Hospitals are strengthening their commitment to offering healthy food choices, with more than 400 hospitals joining the Partnership for a Healthier America (PHA), USA Today reported.
The hospitals pledge to use nutrition labeling and healthy food marketing, eliminate deep fat fryers and offer more fruits and vegetables, among other improvements.
The new participating hospitals use Morrison Healthcare Food Services, which projects 60 percent of its hospital clients will meet the health standards by 2017, the PHA announced yesterday.
Meanwhile, Truman Medical Centers in Missouri is taking an innovative approach to providing nutritious food by opening its own grocery store, the two-hospital health system announced yesterday.
Since the hospital is located in what some dub a "food desert," the new store will give residents access to healthier food options, according to the Associated Press.
The hospital also hopes the grocery store will lower the community's rates of diabetes, hypertension, congestive heart failure and obesity.
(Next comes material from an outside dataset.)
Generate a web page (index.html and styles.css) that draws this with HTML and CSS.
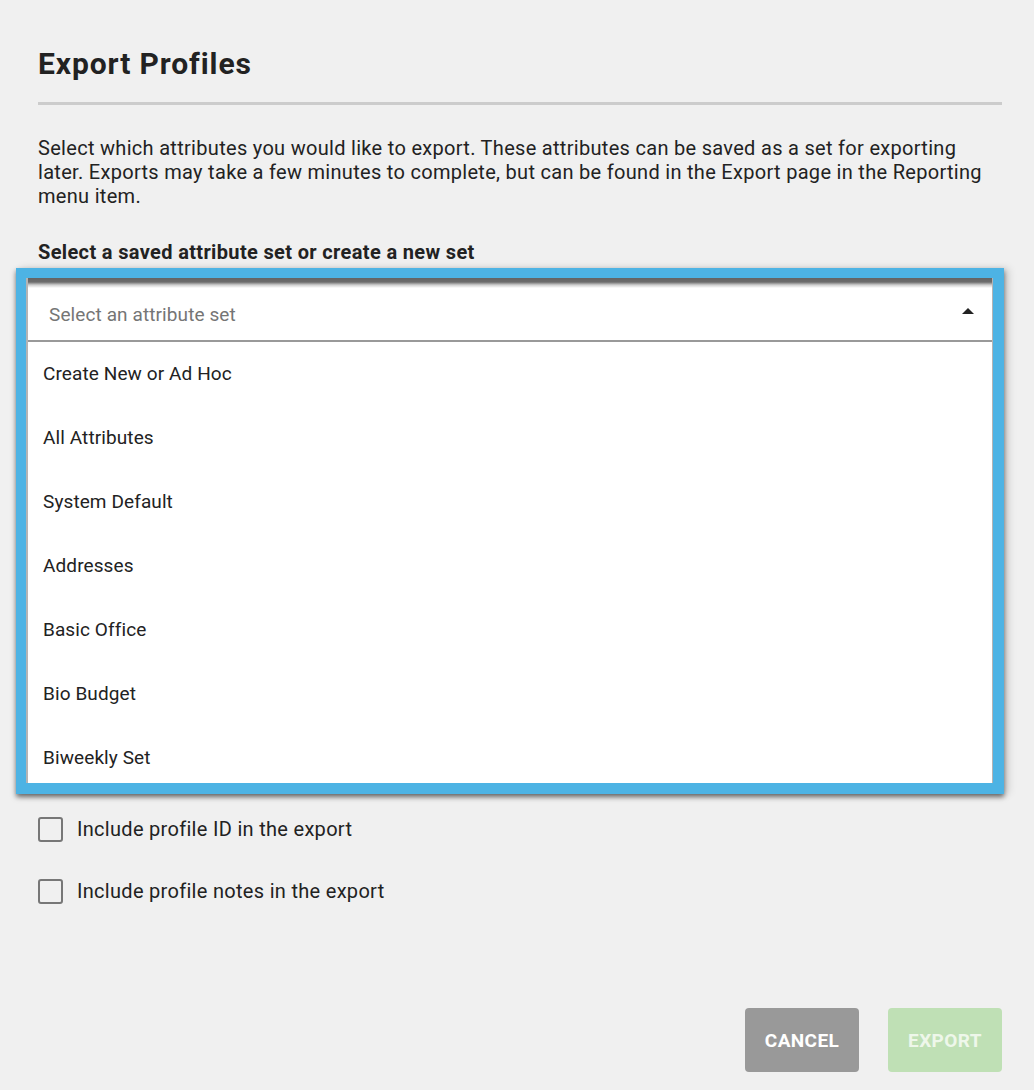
FILE: index.html
```html
<!DOCTYPE html>
<html>
<head>
  <meta charset="UTF-8">
  <title>Export Profiles</title>
  <link rel="stylesheet" href="styles.css">
</head>
<body>
<div class="dialog">
  <h1 class="title">Export Profiles</h1>
  <hr class="rule">
  <p class="intro">Select which attributes you would like to export. These attributes can be saved as a set for exporting later. Exports may take a few minutes to complete, but can be found in the Export page in the Reporting menu item.</p>
  <div class="field-label">Select a saved attribute set or create a new set</div>

  <div class="highlight">
    <div class="picker">
      <div class="picker-input">
        <span class="placeholder">Select an attribute set</span>
        <span class="caret"></span>
      </div>
      <ul class="menu">
        <li>Create New or Ad Hoc</li>
        <li>All Attributes</li>
        <li>System Default</li>
        <li>Addresses</li>
        <li>Basic Office</li>
        <li>Bio Budget</li>
        <li>Biweekly Set</li>
      </ul>
    </div>
  </div>

  <div class="options">
    <label class="check"><span class="box"></span>Include profile ID in the export</label>
    <label class="check"><span class="box"></span>Include profile notes in the export</label>
  </div>

  <div class="actions">
    <button type="button" class="btn btn-cancel">CANCEL</button>
    <button type="button" class="btn btn-export">EXPORT</button>
  </div>
</div>
</body>
</html>
```

FILE: styles.css
```css
body {
  margin: 0;
  background: #f0f0f0;
  font-family: Roboto, "Liberation Sans", sans-serif;
  color: #222;
}

.dialog {
  padding: 46px 32px 0 38px;
}

.title {
  margin: 0;
  font-size: 30px;
  line-height: 36px;
  font-weight: 700;
  letter-spacing: .9px;
}

.rule {
  margin: 20px 0 0 0;
  border: 0;
  height: 3px;
  background: #cccccc;
}

.intro {
  margin: 31px 0 0 0;
  font-size: 20px;
  line-height: 24px;
  letter-spacing: .3px;
}

.field-label {
  margin-top: 32px;
  font-size: 20px;
  line-height: 24px;
  font-weight: 700;
  letter-spacing: .35px;
}

/* the opened dropdown, outlined in blue */
.highlight {
  margin: 4px -2px 0 -22px;
  border-style: solid;
  border-color: #4db3e4;
  border-width: 10px 11px 11px 10px;
  box-shadow: 0 3px 5px rgba(0, 0, 0, .55), 5px 0 8px rgba(0, 0, 0, .12);
}

.picker {
  height: 505px;
  overflow: hidden;
  background: #fff;
  border-left: 2px solid #b4b4b4;
  border-right: 1px solid #b4b4b4;
}

.picker-input {
  position: relative;
  height: 62px;
  padding-left: 21px;
  display: flex;
  align-items: center;
  border-bottom: 2px solid #999;
  background: linear-gradient(to bottom, #646464 0, #6c6c6c 4px, #cfcfcf 7px, #fff 10px);
}

.placeholder {
  font-size: 19px;
  letter-spacing: .1px;
  color: #757575;
  padding-top: 10px;
}

.caret {
  position: absolute;
  right: 18px;
  top: 30px;
  width: 0;
  height: 0;
  border-left: 6px solid transparent;
  border-right: 6px solid transparent;
  border-bottom: 6px solid #222;
}

.menu {
  list-style: none;
  margin: 0;
  padding: 0;
}

.menu li {
  height: 64px;
  line-height: 64px;
  padding-left: 15px;
  font-size: 19px;
  letter-spacing: .1px;
  color: #222;
}

.options {
  margin-top: 23px;
}

.check {
  display: flex;
  align-items: center;
  height: 24px;
  margin-bottom: 38px;
  font-size: 20px;
  letter-spacing: .3px;
  color: #222;
}

.check .box {
  width: 21px;
  height: 21px;
  border: 2px solid #777;
  border-radius: 3px;
  margin-right: 14px;
  box-sizing: content-box;
}

.actions {
  display: flex;
  justify-content: flex-end;
  gap: 29px;
  margin-top: 105px;
}

.btn {
  width: 114px;
  height: 64px;
  border: 0;
  border-radius: 4px;
  font-family: Roboto, "Liberation Sans", sans-serif;
  font-size: 19px;
  font-weight: 700;
  letter-spacing: .4px;
  color: #fff;
  cursor: pointer;
}

.btn-cancel {
  background: #999999;
}

.btn-export {
  background: #bfe0b5;
  color: #eef7ea;
}
```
"A secondary benefit to the community will be the micro-economy that it generates by interfacing with local businesses and the creation of local jobs," TMC President and CEO John W. Bluford said in a statement.
But a healthier hospital and healthcare community requires more than simply implementing new standards and more nutritious options.
To keep the momentum going, Medical University of (Charleston) South Carolina conducts quarterly audits of the food services "to make sure that we sustain this so that we didn't just do this one time and that it would fall off," Susan L. Johnson of the employee wellness program told FierceHealthcare.
MUSC also trains food service workers to ensure the food is prepared and served in a healthy way, she noted.